One morning, I sat down and laid out for God some major points. I discussed the matter as if I were gathering information for filing my taxes, with a few sighs of "do I have to do this?" and a few tears of self-pity for good measure. Fortunately, God requires no paperwork or back-up. He takes what we give and he makes it work, and gives back to us, to boot.
I hit these points with the Father:
- I wanted to feel the forgiveness I was offering.
- I wanted to feel merciful toward the person I prayed for, and in a benevolent way, not in a high-and-mighty way. I wanted to offer grace like God does.
- I wanted to have peace, the kind that comes with understanding of God's ways.
- I wanted to feel free of the pain that strangled me , or that punched me in the chest at inopportune moments.
- I wanted to accept that I couldn't change the facts or repaint pictures of the past.
- I wanted to have the strength to pray for my enemy -- for good, not evil.
- I wanted to have the opportunity to help someone else because of my experience.
- I wanted the person I held as an enemy to find joy and peace.

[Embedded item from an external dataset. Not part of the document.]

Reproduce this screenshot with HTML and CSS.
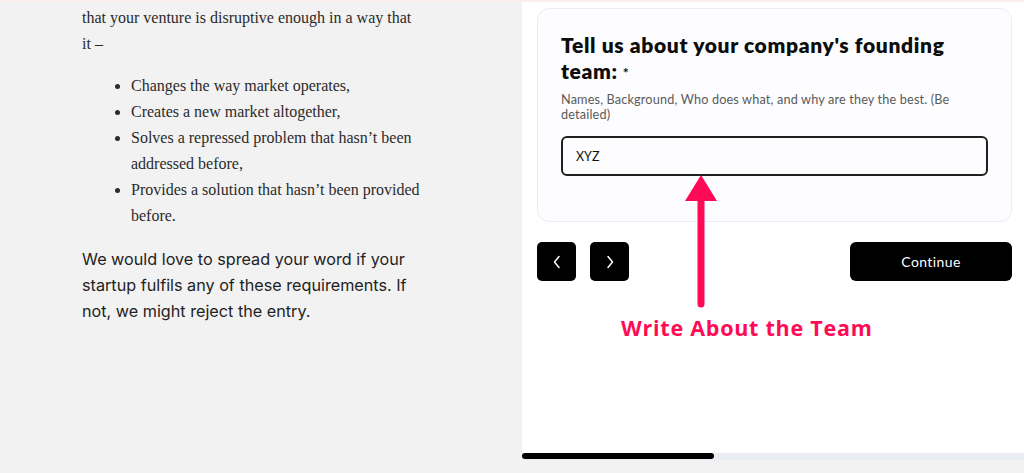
FILE: index.html
```html
<!DOCTYPE html>
<html lang="en">
<head>
<meta charset="utf-8">
<title>Founding team</title>
<link rel="stylesheet" href="styles.css">
</head>
<body>
<div class="strip"></div>
<div class="page">
  <section class="article">
    <p class="serif">that your venture is disruptive enough in a way that it –</p>
    <ul class="serif list">
      <li>Changes the way market operates,</li>
      <li>Creates a new market altogether,</li>
      <li>Solves a repressed problem that hasn’t been addressed before,</li>
      <li>Provides a solution that hasn’t been provided before.</li>
    </ul>
    <p class="sans">We would love to spread your word if your startup fulfils any of these requirements. If not, we might reject the entry.</p>
  </section>
  <section class="panel">
    <div class="panel-body">
      <div class="card">
        <h2 class="q-title">Tell us about your company's founding team:<span class="req">*</span></h2>
        <p class="q-help">Names, Background, Who does what, and why are they the best. (Be detailed)</p>
        <div class="field">XYZ</div>
      </div>
      <div class="nav">
        <div class="nav-arrows">
          <button class="icon-btn" aria-label="Previous">
            <svg width="10" height="14" viewBox="0 0 10 14"><path d="M7 1.5 L2.5 7 L7 12.5" fill="none" stroke="#fff" stroke-width="1.5" stroke-linecap="round" stroke-linejoin="round"/></svg>
          </button>
          <button class="icon-btn" aria-label="Next">
            <svg width="10" height="14" viewBox="0 0 10 14"><path d="M3 1.5 L7.5 7 L3 12.5" fill="none" stroke="#fff" stroke-width="1.5" stroke-linecap="round" stroke-linejoin="round"/></svg>
          </button>
        </div>
        <button class="continue">Continue</button>
      </div>
      <svg class="arrow" width="40" height="135" viewBox="0 0 40 135">
        <polygon points="19,0 3,26 35,26" fill="#ff0a55"/>
        <line x1="19" y1="20" x2="19" y2="129" stroke="#ff0a55" stroke-width="7" stroke-linecap="round"/>
      </svg>
      <div class="annot">Write About the Team</div>
    </div>
    <div class="scrollbar"><div class="thumb"></div></div>
  </section>
</div>
</body>
</html>
```

FILE: styles.css
```css
* { box-sizing: border-box; }
html, body { margin: 0; padding: 0; }
body {
  width: 1024px;
  height: 473px;
  overflow: hidden;
  background: #f2f2f2;
}
.strip {
  height: 2px;
  background: #fcecec;
}
.page {
  display: flex;
  height: 471px;
}
.article {
  width: 522px;
  padding: 3px 100px 0 82px;
  color: #2b2b2b;
}
.serif {
  font-family: "Liberation Serif", "Times New Roman", serif;
  font-size: 16px;
  line-height: 26px;
  margin: 0;
}
.list {
  margin: 16px 0 0;
  padding-left: 49px;
}
.sans {
  font-family: Inter, "Noto Sans", sans-serif;
  font-size: 16.2px;
  line-height: 26px;
  color: #222;
  margin: 17px 0 0;
  width: 340px;
}
.panel {
  flex: 1;
  display: flex;
  flex-direction: column;
}
.panel-body {
  position: relative;
  background: #fff;
  height: 451px;
  padding: 6px 12px 0 15px;
}
.card {
  border: 1px solid #e9edf5;
  border-radius: 12px;
  background: #fdfdff;
  padding: 23px 23px 45px;
}
.q-title {
  font-family: Lato, "Open Sans", sans-serif;
  font-weight: 800;
  font-size: 21px;
  line-height: 26px;
  color: #0d0d0d;
  margin: 0;
  width: 410px;
  letter-spacing: 0.65px;
}
.req {
  font-size: 14px;
  line-height: 1;
  font-weight: 700;
  margin-left: 5px;
  vertical-align: 1px;
}
.q-help {
  font-family: Lato, "Open Sans", sans-serif;
  font-size: 12.7px;
  line-height: 15px;
  color: #5a5a5a;
  margin: 8px 0 0;
  letter-spacing: 0.15px;
}
.field {
  margin-top: 14px;
  height: 40px;
  border: 2px solid #1f1f1f;
  border-radius: 6px;
  padding: 0 13px;
  display: flex;
  align-items: center;
  font-family: Lato, "Open Sans", sans-serif;
  font-size: 12.5px;
  color: #111;
}
.nav {
  display: flex;
  justify-content: space-between;
  align-items: center;
  margin-top: 20px;
}
.nav-arrows {
  display: flex;
  gap: 14px;
}
.icon-btn {
  width: 39px;
  height: 39px;
  border: 0;
  border-radius: 5px;
  background: #000;
  display: flex;
  align-items: center;
  justify-content: center;
  padding: 0;
}
.continue {
  width: 162px;
  height: 39px;
  border: 0;
  border-radius: 6px;
  background: #000;
  color: #fff;
  font-family: Lato, "Open Sans", sans-serif;
  font-size: 14px;
  letter-spacing: 0.4px;
}
.arrow {
  position: absolute;
  left: 160px;
  top: 173px;
}
.annot {
  position: absolute;
  left: 99px;
  top: 311px;
  font-family: "Open Sans", Lato, sans-serif;
  font-weight: 700;
  font-size: 21.5px;
  color: #ff0a55;
  letter-spacing: 0.75px;
}
.scrollbar {
  height: 7px;
  background: #e9edf1;
  display: flex;
}
.thumb {
  width: 192px;
  height: 6px;
  background: #000;
  border-radius: 3px;
}
```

Until you take this challenge on yourself, you can't know the feeling of euphoria in having done God's work His way. A feeling of purpose entered my heart. I could even name my enemy, which I could not do before. That helped a lot in prayer, I have to say. While God does know our needs, it helps to name them for our own peace of mind and to connect better with God. It's being honest and courageous before God, and I believe he blesses us for that.
I felt the freedom. I had to regain it a few times because I gave it up in order to backtrack to the low places out of habit and human nature, and out of desire to protect ME. Yet, each time I returned to praying for that list of needs, I found I could drop one or two because I had them covered, with God's encouragement and strength. In only a few weeks, I could pray immediately for the forgiveness and for my enemy, feeling the difference between clinging to God and climbing toward him.
I'm praying for you -- I don't even need to know your name or your enemy. Give it a try and don't give up or give in. You. Can. Do. It.